__YOUR GOAL__
Each entry that follows is to be retyped exactly. Pictures do not belong in the copy.

__RECORD SET__
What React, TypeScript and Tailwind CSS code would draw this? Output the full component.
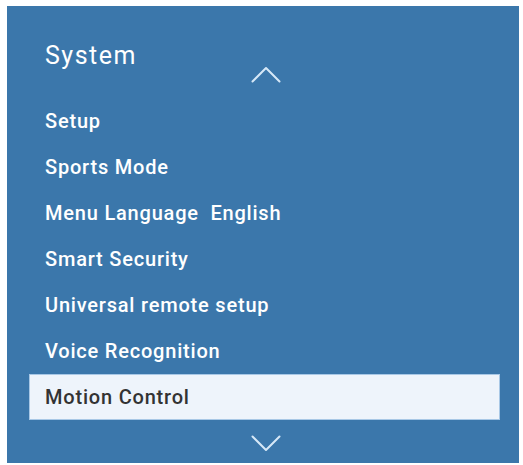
import React from 'react';

const ITEMS = [
  'Setup',
  'Sports Mode',
  'Menu Language  English',
  'Smart Security',
  'Universal remote setup',
  'Voice Recognition',
  'Motion Control',
];

const Chevron = ({ up }: { up?: boolean }) => (
  <svg width="30" height="17" viewBox="0 0 30 17" fill="none">
    <path
      d={up ? 'M1.5 15.5 L15 2 L28.5 15.5' : 'M1.5 1.5 L15 15 L28.5 1.5'}
      stroke="#d6e8f7"
      strokeWidth="2"
      strokeLinecap="round"
      strokeLinejoin="round"
    />
  </svg>
);

export default function App() {
  const selected = 'Motion Control';

  return (
    <div className="w-[523px] h-[465px] bg-white pt-[6px] pl-[7px]" style={{ fontFamily: 'Roboto, "Liberation Sans", Arial, sans-serif' }}>
      <div className="w-[512px] h-[457px] bg-[#3b77ab] flex flex-col pt-[34px]">
        <h1 className="pl-[38px] text-[25px] leading-[32px] tracking-[1.5px] text-white font-normal">System</h1>
        <div className="-mt-[6px] pl-[6px] flex justify-center">
          <Chevron up />
        </div>

        <ul className="mt-[15px] flex flex-col">
          {ITEMS.map((item) => {
            const isSel = item === selected;
            return (
              <li
                key={item}
                className={`ml-[22px] w-[471px] h-[46px] flex items-center text-[20px] tracking-[0.8px] font-medium whitespace-pre ${
                  isSel ? 'bg-[#eef4fb] border border-[#a8c8e6] text-[#333333] pl-[15px]' : 'text-white pl-[16px]'
                }`}
              >
                {item}
              </li>
            );
          })}
        </ul>

        <div className="mt-[15px] pl-[6px] flex justify-center">
          <Chevron />
        </div>
      </div>
    </div>
  );
}
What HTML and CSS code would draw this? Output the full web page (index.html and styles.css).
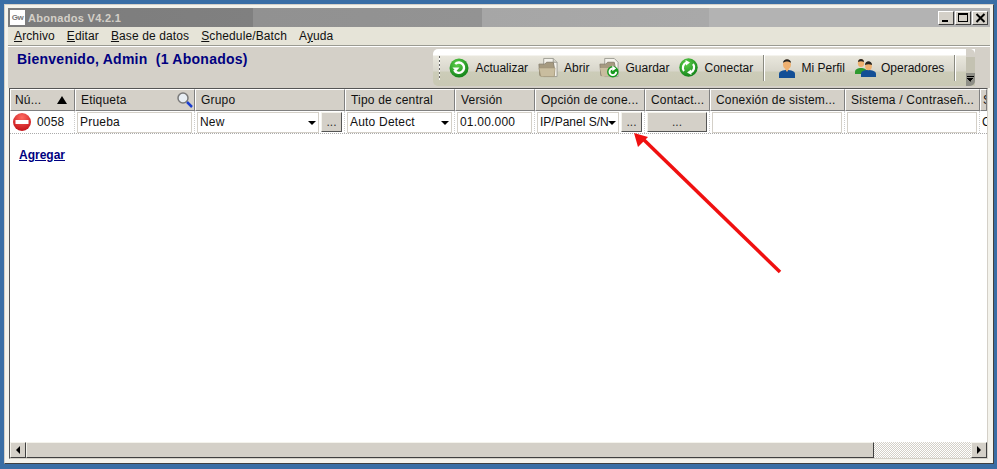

__EXERCISE RESULT__
What React, TypeScript and Tailwind CSS code would draw this? Output the full component.
import React from 'react';

const ITEMS = [
  'Setup',
  'Sports Mode',
  'Menu Language  English',
  'Smart Security',
  'Universal remote setup',
  'Voice Recognition',
  'Motion Control',
];

const Chevron = ({ up }: { up?: boolean }) => (
  <svg width="30" height="17" viewBox="0 0 30 17" fill="none">
    <path
      d={up ? 'M1.5 15.5 L15 2 L28.5 15.5' : 'M1.5 1.5 L15 15 L28.5 1.5'}
      stroke="#d6e8f7"
      strokeWidth="2"
      strokeLinecap="round"
      strokeLinejoin="round"
    />
  </svg>
);

export default function App() {
  const selected = 'Motion Control';

  return (
    <div className="w-[523px] h-[465px] bg-white pt-[6px] pl-[7px]" style={{ fontFamily: 'Roboto, "Liberation Sans", Arial, sans-serif' }}>
      <div className="w-[512px] h-[457px] bg-[#3b77ab] flex flex-col pt-[34px]">
        <h1 className="pl-[38px] text-[25px] leading-[32px] tracking-[1.5px] text-white font-normal">System</h1>
        <div className="-mt-[6px] pl-[6px] flex justify-center">
          <Chevron up />
        </div>

        <ul className="mt-[15px] flex flex-col">
          {ITEMS.map((item) => {
            const isSel = item === selected;
            return (
              <li
                key={item}
                className={`ml-[22px] w-[471px] h-[46px] flex items-center text-[20px] tracking-[0.8px] font-medium whitespace-pre ${
                  isSel ? 'bg-[#eef4fb] border border-[#a8c8e6] text-[#333333] pl-[15px]' : 'text-white pl-[16px]'
                }`}
              >
                {item}
              </li>
            );
          })}
        </ul>

        <div className="mt-[15px] pl-[6px] flex justify-center">
          <Chevron />
        </div>
      </div>
    </div>
  );
}
What HTML and CSS code would draw this? Output the full web page (index.html and styles.css).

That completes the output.